Slow burn rate: A slow burn rate may indicate delays in implementation, and not being able to fully spend the funds as of the end of the current year’s budget period, or over the life of the grant. A no-cost extension may be necessary–if so, initiate this process as soon as possible. Remember: a no cost extension may be necessary, but is rarely optimal. You will either be reducing activities to balance out your support costs, or you will have to use budget lines for support costs to pay for activities, and leave you without funds to cover rent, electricity, or fuel.
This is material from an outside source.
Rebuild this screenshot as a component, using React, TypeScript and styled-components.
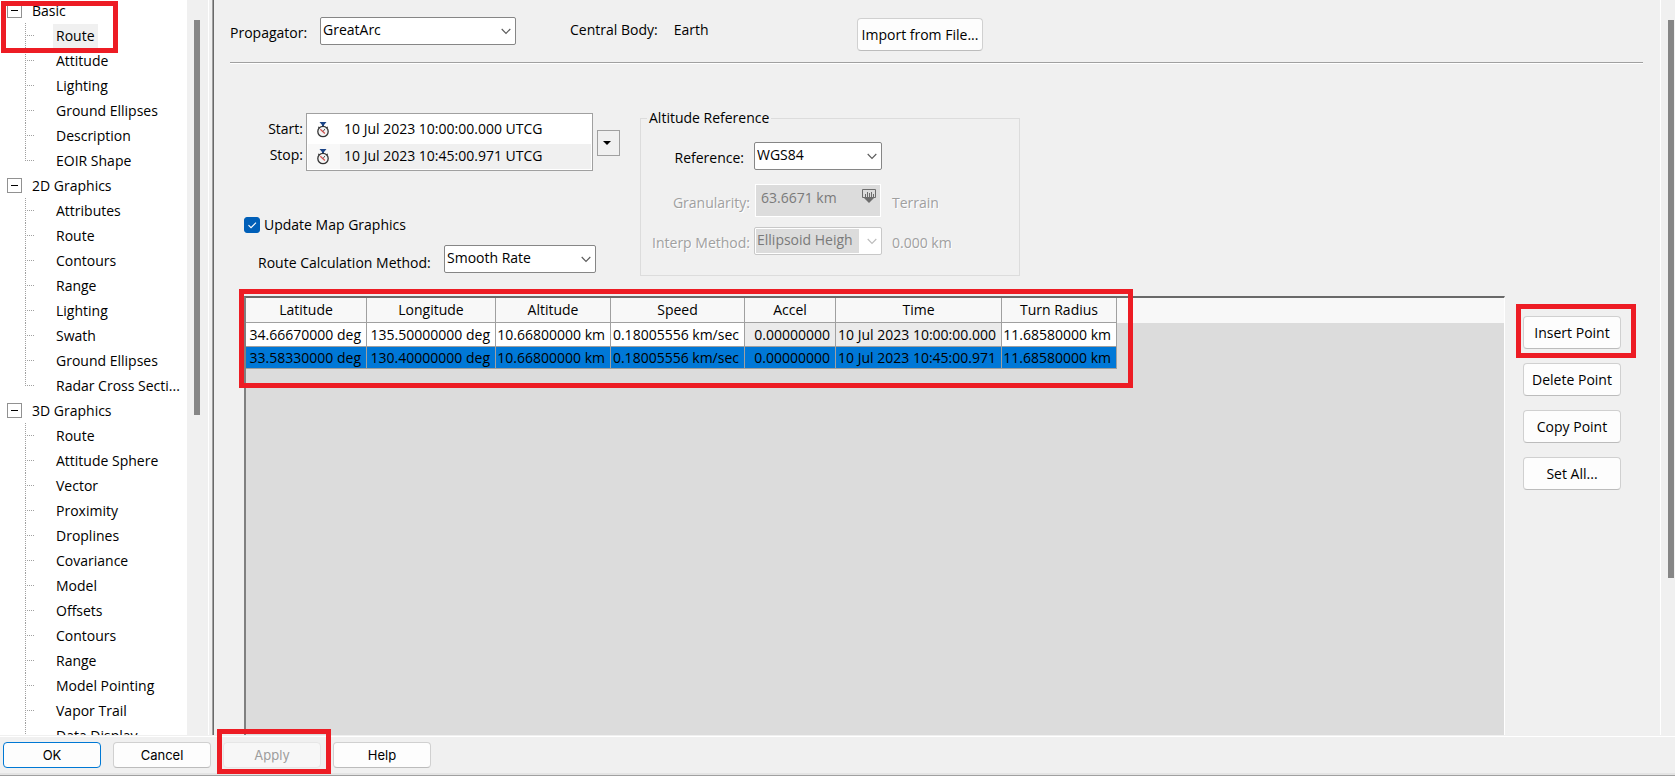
import React, { useState } from "react";
import styled, { createGlobalStyle, css } from "styled-components";

const face = "#f0f0f0";
const mark = "#ed1c24";

const Global = createGlobalStyle`
  *, *::before, *::after { box-sizing: border-box; }
  body { margin: 0; background: ${face}; color: #000; font: 14px/20px "Open Sans", "Noto Sans", sans-serif; }
  button, input, select { font: inherit; color: inherit; margin: 0; }
`;

const Window = styled.div`
  display: flex;
  flex-direction: column;
  height: 100vh;
  min-height: 480px;
  background: ${face};
`;

const Body = styled.div`
  display: flex;
  flex: 1;
  min-height: 0;
  border-bottom: 1px solid ${face};
`;

/* ---------- red call-out frames ---------- */

const Marker = styled.div`
  position: absolute;
  border: 5px solid ${mark};
  pointer-events: none;
  z-index: 2;
`;
const RouteMark = styled(Marker)`left: 1px; top: 1px; width: 117px; height: 52px;`;
const GridMark = styled(Marker)`left: -7px; top: -9px; width: 894px; height: 99px;`;
const InsertMark = styled(Marker)`left: 11px; top: 9px; width: 120px; height: 54px;`;
const ApplyMark = styled(Marker)`left: 217px; top: -8px; width: 114px; height: 45px;`;

/* ---------- navigation tree ---------- */

const Sidebar = styled.nav`
  position: relative;
  display: flex;
  flex: 0 0 214px;
  border-right: 1px solid #696969;
  box-shadow: inset -1px 0 #a0a0a0;
`;

const TreePane = styled.div`
  flex: 1;
  overflow: hidden;
  background: #fff;
`;

const Tree = styled.ul`
  list-style: none;
  margin: -2px 0 0;
  padding: 0;
`;

const GroupRow = styled.div`
  display: flex;
  align-items: center;
  height: 25px;
  gap: 10px;
  padding-left: 7px;
`;

const Toggle = styled.button`
  display: grid;
  place-items: center;
  width: 15px;
  height: 15px;
  padding: 0;
  border: 1px solid #919191;
  background: #fff;
  &::before { content: ""; width: 7px; height: 1px; background: #000; }
`;

const Branch = styled.ul`
  list-style: none;
  margin: 0;
  padding: 0 0 0 25px;
`;

const Leaf = styled.li`
  display: flex;
  align-items: center;
  height: 25px;
  background:
    repeating-linear-gradient(90deg, #a0a0a0 0 1px, transparent 1px 2px) 0 12px / 10px 1px no-repeat,
    repeating-linear-gradient(#a0a0a0 0 1px, transparent 1px 2px) 0 0 / 1px 100% no-repeat;
  &:last-child {
    background:
      repeating-linear-gradient(90deg, #a0a0a0 0 1px, transparent 1px 2px) 0 12px / 10px 1px no-repeat,
      repeating-linear-gradient(#a0a0a0 0 1px, transparent 1px 2px) 0 0 / 1px 12px no-repeat;
  }
`;

const NodeLabel = styled.button<{ $active?: boolean }>`
  height: 24px;
  margin-left: 28px;
  padding: 0 3px;
  border: 0;
  white-space: nowrap;
  background: ${(p) => (p.$active ? face : "transparent")};
`;

const ScrollTrack = styled.div<{ $width: number; $side: number }>`
  flex: 0 0 ${(p) => p.$width}px;
  padding: 20px ${(p) => p.$side}px 0 7px;
`;

const ScrollThumb = styled.div<{ $share: string }>`
  height: ${(p) => p.$share};
  background: #868686;
`;

const SideEdge = styled.div`
  flex: 0 0 5px;
  border-left: 1px solid #fff;
`;

/* ---------- shared controls ---------- */

const Push = styled.button<{ $tall?: boolean }>`
  height: ${(p) => (p.$tall ? 33 : 26)}px;
  padding: 0 9px;
  border: 1px solid #d0d0d0;
  border-bottom-color: #bcbcbc;
  border-radius: 4px;
  background: #fdfdfd;
  white-space: nowrap;
`;

const SelectBox = styled.span<{ $width: number; $off?: boolean }>`
  position: relative;
  display: inline-flex;
  width: ${(p) => p.$width}px;
  height: 28px;
  color: ${(p) => (p.$off ? "#bcbcbc" : "#5a5a5a")};
  svg { position: absolute; right: 5px; top: 11px; pointer-events: none; }
  select {
    appearance: none;
    width: 100%;
    padding: 0 24px 2px 2px;
    border: 1px solid #868686;
    border-radius: 2px;
    background: #fff;
    color: #000;
    opacity: 1;
    ${(p) => p.$off && css`
      border-color: #c8c8c8;
      color: #7a7a7a;
      padding-right: 22px;
      background: linear-gradient(#dcdcdc, #dcdcdc) 1px 1px / calc(100% - 23px) calc(100% - 2px) no-repeat #fff;
    `}
  }
`;

function Select({ id, value, width, off }: { id: string; value: string; width: number; off?: boolean }) {
  return (
    <SelectBox $width={width} $off={off}>
      <select id={id} disabled={off}>
        <option>{value}</option>
      </select>
      <svg width="10" height="7" viewBox="0 0 10 7" fill="none" stroke="currentColor" strokeWidth="1.1">
        <path d="M.7 1 5 5.4 9.3 1" />
      </svg>
    </SelectBox>
  );
}

/* ---------- main form ---------- */

const Main = styled.main`
  display: flex;
  flex: 1;
  flex-direction: column;
  min-width: 0;
  padding: 17px 0 0 16px;
  border-right: 1px solid #fff;
`;

const TopRow = styled.div`
  display: flex;
  align-items: flex-start;
  height: 46px;
  margin-right: 17px;
  border-bottom: 1px solid #a0a0a0;
  box-shadow: 0 1px #fff;
  & > label { width: 90px; padding-top: 6px; }
`;

const BodyInfo = styled.dl`
  display: flex;
  gap: 16px;
  width: 287px;
  margin: 3px 0 0 54px;
  dd { margin: 0; }
`;

const ImportButton = styled(Push)`
  width: 126px;
  margin-top: 1px;
  padding: 0;
`;

const Settings = styled.div`
  display: flex;
  gap: 20px;
  height: 232px;
  padding-top: 45px;
`;

const LeftColumn = styled.div`
  width: 390px;
  padding: 5px 0 0 14px;
`;

const TimeRow = styled.div`
  display: flex;
  align-items: center;
`;

const TimeLabels = styled.div`
  display: flex;
  flex-direction: column;
  gap: 6px;
  width: 59px;
  text-align: right;
`;

const TimeList = styled.div`
  width: 287px;
  height: 58px;
  margin-left: 3px;
  padding: 1px;
  border: 1px solid #a0a0a0;
  background: #fff;
`;

const TimeEntry = styled.div<{ $shade?: boolean }>`
  display: flex;
  align-items: center;
  height: ${(p) => (p.$shade ? 25 : 29)}px;
  background: ${(p) => (p.$shade ? "#f8f8f8" : "#fff")};
  svg { flex: 0 0 32px; }
  input {
    flex: 1;
    min-width: 0;
    height: 100%;
    padding: 0 4px 2px;
    border: 0;
    background: ${(p) => (p.$shade ? face : "#fff")};
  }
`;

const DropButton = styled.button`
  display: grid;
  place-items: center;
  width: 23px;
  height: 26px;
  margin: 2px 0 0 4px;
  padding: 0 3px 0 0;
  border: 1px solid #a0a0a0;
  background: ${face};
`;

const CheckLabel = styled.label`
  display: flex;
  align-items: center;
  gap: 4px;
  margin-top: 44px;
  input {
    appearance: none;
    width: 16px;
    height: 16px;
    border-radius: 3px;
    background: #fff;
    border: 1px solid #868686;
  }
  input:checked {
    border-color: #005fb8;
    background: #005fb8 url("data:image/svg+xml,%3Csvg xmlns='http://www.w3.org/2000/svg' viewBox='0 0 14 14' fill='none' stroke='white' stroke-width='1.1'%3E%3Cpath d='M3.5 7.2 6 9.7l5-5'/%3E%3C/svg%3E");
  }
`;

const MethodRow = styled.div`
  display: flex;
  align-items: center;
  justify-content: space-between;
  width: 352px;
  margin-top: 10px;
  padding-left: 14px;
  label { padding-top: 8px; }
`;

const AltitudeGroup = styled.fieldset`
  width: 380px;
  height: 168px;
  margin: 0;
  padding: 0 0 0 6px;
  border: 1px solid #dcdcdc;
  legend { padding: 0 2px; }
`;

const AltitudeGrid = styled.div`
  display: grid;
  grid-template-columns: 107px 128px 1fr;
  grid-template-rows: 28px 33px 28px;
  row-gap: 12px;
  align-items: center;
  padding-top: 14px;
`;

const FieldLabel = styled.label<{ $off?: boolean; $gap?: number }>`
  padding: 4px ${(p) => p.$gap ?? 4}px 0 0;
  text-align: right;
  white-space: nowrap;
  ${(p) => p.$off && css`color: #a0a0a0; text-shadow: 1px 1px #fff;`}
`;

const SideNote = styled.span`
  padding: 4px 0 0 10px;
  color: #a0a0a0;
  text-shadow: 1px 1px #fff;
`;

const UnitField = styled.span`
  position: relative;
  display: flex;
  height: 33px;
  margin: 0 1px;
  input {
    width: 100%;
    padding: 0 36px 6px 5px;
    border: 1px solid #fff;
    background: #dcdcdc;
    color: #7a7a7a;
  }
  svg { position: absolute; right: 5px; top: 5px; }
`;

const UnitRow = styled.div`
  display: grid;
  grid-column: 1 / -1;
  grid-template-columns: subgrid;
  align-items: center;
  padding-top: 4px;
`;

/* ---------- waypoint grid ---------- */

const Work = styled.div`
  display: flex;
  flex: 1;
  min-height: 0;
  padding-left: 14px;
`;

const Sheet = styled.div`
  position: relative;
  flex: 1;
  min-width: 0;
  margin-top: 1px;
  border: solid;
  border-width: 2px 1px 0 2px;
  border-color: #696969 #fff #fff #808080;
  background: linear-gradient(#f8f8f8, #f8f8f8) 0 0 / 100% 25px no-repeat #dcdcdc;
`;

const Grid = styled.table`
  width: 871px;
  table-layout: fixed;
  border-collapse: separate;
  border-spacing: 0;
  line-height: 20px;
  th, td {
    padding: 0;
    border: solid #a0a0a0;
    border-width: 0 1px 1px 0;
    font-weight: 400;
    white-space: nowrap;
  }
  th { height: 25px; }
  td { height: 24px; }
`;

const Cell = styled.td<{ $locked?: boolean }>`
  && { padding-right: 5px; }
  text-align: right;
  background: ${(p) => (p.$locked ? "#ebebeb" : "#fff")};
`;

const Row = styled.tr<{ $selected: boolean }>`
  ${(p) => p.$selected && css`
    ${Cell} { height: 22px; background: #0078d7; }
  `}
`;

const Actions = styled.div`
  position: relative;
  display: flex;
  flex: 0 0 155px;
  flex-direction: column;
  gap: 14px;
  padding: 21px 39px 0 18px;
  button { padding: 0; }
`;

/* ---------- footer ---------- */

const Footer = styled.footer`
  position: relative;
  display: flex;
  gap: 12px;
  height: 40px;
  padding: 5px 3px;
  border-top: 1px solid #fff;
  border-bottom: 1px solid #a0a0a0;
  box-shadow: inset 0 -2px #e4e4e4;
  font-family: Inter, sans-serif;
  font-size: 13px;
`;

const FooterButton = styled(Push)<{ $primary?: boolean }>`
  width: 98px;
  ${(p) => p.$primary && css`border-color: #0078d4;`}
  &:disabled { color: #9d9d9d; background: #f7f7f7; border-color: #e6e6e6; }
`;

const tree = [
  { name: "Basic", items: ["Route", "Attitude", "Lighting", "Ground Ellipses", "Description", "EOIR Shape"] },
  { name: "2D Graphics", items: ["Attributes", "Route", "Contours", "Range", "Lighting", "Swath", "Ground Ellipses", "Radar Cross Secti..."] },
  { name: "3D Graphics", items: ["Route", "Attitude Sphere", "Vector", "Proximity", "Droplines", "Covariance", "Model", "Offsets", "Contours", "Range", "Model Pointing", "Vapor Trail", "Data Display"] },
];

const columns: [string, number][] = [
  ["Latitude", 121], ["Longitude", 129], ["Altitude", 115], ["Speed", 134],
  ["Accel", 91], ["Time", 166], ["Turn Radius", 115],
];

const points = [
  ["34.66670000 deg", "135.50000000 deg", "10.66800000 km", "0.18005556 km/sec", "0.00000000", "10 Jul 2023 10:00:00.000", "11.68580000 km"],
  ["33.58330000 deg", "130.40000000 deg", "10.66800000 km", "0.18005556 km/sec", "0.00000000", "10 Jul 2023 10:45:00.971", "11.68580000 km"],
];

const Stopwatch = () => (
  <svg width="32" height="16" viewBox="0 0 32 16" fill="none">
    <path d="M11.5 0h7L16 3v1h-2V3z" fill="#1c4587" />
    <circle cx="15" cy="9.5" r="5.2" fill="#f4f4f4" stroke="#333" strokeWidth="1.3" />
    <path d="m10 4.8 1.4 1.2M20 4.8l-1.4 1.2" stroke="#333" />
    <path d="m12.3 7.2 4.6 4.2" stroke="#d9534f" strokeWidth="1.3" />
    <path d="m15 9.5 2-2.6" stroke="#555" />
  </svg>
);

const UnitIcon = () => (
  <svg width="14" height="15" viewBox="0 0 14 15">
    <path d="M.5.5h13v8H.5z" fill="none" stroke="#6d6d6d" />
    <path d="M3.5 8V5M5.5 8V3M7.5 8V4M9.5 8V3M11.5 8V5" stroke="#6d6d6d" />
    <path d="M2 9h10l-5 5z" fill="#6d6d6d" />
  </svg>
);

export default function App() {
  const [selected, setSelected] = useState(1);
  return (
    <>
      <Global />
      <Window>
        <Body>
          <Sidebar>
            <TreePane>
              <Tree>
                {tree.map((group, g) => (
                  <li key={group.name}>
                    <GroupRow>
                      <Toggle aria-label={`Collapse ${group.name}`} />
                      <span>{group.name}</span>
                    </GroupRow>
                    <Branch>
                      {group.items.map((item, i) => (
                        <Leaf key={i}>
                          <NodeLabel $active={g === 0 && i === 0}>{item}</NodeLabel>
                        </Leaf>
                      ))}
                    </Branch>
                  </li>
                ))}
              </Tree>
            </TreePane>
            <ScrollTrack $width={21} $side={8}><ScrollThumb $share="55.3%" /></ScrollTrack>
            <SideEdge />
            <RouteMark />
          </Sidebar>

          <Main>
            <TopRow>
              <label htmlFor="propagator">Propagator:</label>
              <Select id="propagator" value="GreatArc" width={196} />
              <BodyInfo>
                <dt>Central Body:</dt>
                <dd>Earth</dd>
              </BodyInfo>
              <ImportButton $tall>Import from File...</ImportButton>
            </TopRow>

            <Settings>
              <LeftColumn>
                <TimeRow>
                  <TimeLabels>
                    <label htmlFor="start">Start:</label>
                    <label htmlFor="stop">Stop:</label>
                  </TimeLabels>
                  <TimeList>
                    <TimeEntry>
                      <Stopwatch />
                      <input id="start" defaultValue="10 Jul 2023 10:00:00.000 UTCG" />
                    </TimeEntry>
                    <TimeEntry $shade>
                      <Stopwatch />
                      <input id="stop" defaultValue="10 Jul 2023 10:45:00.971 UTCG" />
                    </TimeEntry>
                  </TimeList>
                  <DropButton aria-label="Time options">
                    <svg width="8" height="4" viewBox="0 0 8 4"><path d="M0 0h8L4 4z" /></svg>
                  </DropButton>
                </TimeRow>
                <CheckLabel>
                  <input type="checkbox" defaultChecked />
                  Update Map Graphics
                </CheckLabel>
                <MethodRow>
                  <label htmlFor="method">Route Calculation Method:</label>
                  <Select id="method" value="Smooth Rate" width={152} />
                </MethodRow>
              </LeftColumn>

              <AltitudeGroup>
                <legend>Altitude Reference</legend>
                <AltitudeGrid>
                  <FieldLabel htmlFor="reference" $gap={10}>Reference:</FieldLabel>
                  <Select id="reference" value="WGS84" width={128} />
                  <span />
                  <UnitRow>
                    <FieldLabel htmlFor="granularity" $off>Granularity:</FieldLabel>
                    <UnitField>
                      <input id="granularity" defaultValue="63.6671 km" disabled />
                      <UnitIcon />
                    </UnitField>
                    <SideNote>Terrain</SideNote>
                  </UnitRow>
                  <FieldLabel htmlFor="interp" $off>Interp Method:</FieldLabel>
                  <Select id="interp" value="Ellipsoid Heigh" width={128} off />
                  <SideNote>0.000 km</SideNote>
                </AltitudeGrid>
              </AltitudeGroup>
            </Settings>

            <Work>
              <Sheet>
                <Grid>
                  <colgroup>
                    {columns.map(([name, width]) => <col key={name} width={width} />)}
                  </colgroup>
                  <thead>
                    <tr>{columns.map(([name]) => <th key={name} scope="col">{name}</th>)}</tr>
                  </thead>
                  <tbody>
                    {points.map((point, r) => (
                      <Row key={r} $selected={r === selected} onClick={() => setSelected(r)}>
                        {point.map((value, c) => (
                          <Cell key={c} $locked={c === 4 || c === 5}>{value}</Cell>
                        ))}
                      </Row>
                    ))}
                  </tbody>
                </Grid>
                <GridMark />
              </Sheet>
              <Actions>
                <Push $tall>Insert Point</Push>
                <Push $tall>Delete Point</Push>
                <Push $tall>Copy Point</Push>
                <Push $tall>Set All...</Push>
                <InsertMark />
              </Actions>
            </Work>
          </Main>
          <ScrollTrack $width={14} $side={1}><ScrollThumb $share="78%" /></ScrollTrack>
        </Body>

        <Footer>
          <FooterButton $primary>OK</FooterButton>
          <FooterButton>Cancel</FooterButton>
          <FooterButton disabled>Apply</FooterButton>
          <FooterButton>Help</FooterButton>
          <ApplyMark />
        </Footer>
      </Window>
    </>
  );
}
Fast burn rate: A fast burn rate may mean that project implementation is ahead of plan, or that some activities cost more than planned. This is something you should track to make sure that the level of spending is aligned with the planned project progress. If not, you might have to obligate more funds or cut back on the scope of the project. Both scenarios would require negotiation with the donor and CO management.

How to monitor a budget

Your budget is critical to the success of your project. As PM, you should monitor the financial activities of the project at least once a month. Work closely with the Program Support Unit (Controller or Project Accountant) and agree on the following:

  • Critical budget related compliance matters (what you can spend on and how; what processes must be followed (see the finance section)
  • Financial monitoring requirements of the donor and your own needs – detailed budget (as approved by the donor), compared with actual expenses, in US$ and original currency of the grant/reporting currency. Always look at award budget and expenses from project start date, with data compared to annual budget and/or life of grant budget.
  • Ask the Program Support Unit to help analyze the data by explaining favourable and unfavourable variances between budget and actual amount at budget line item level.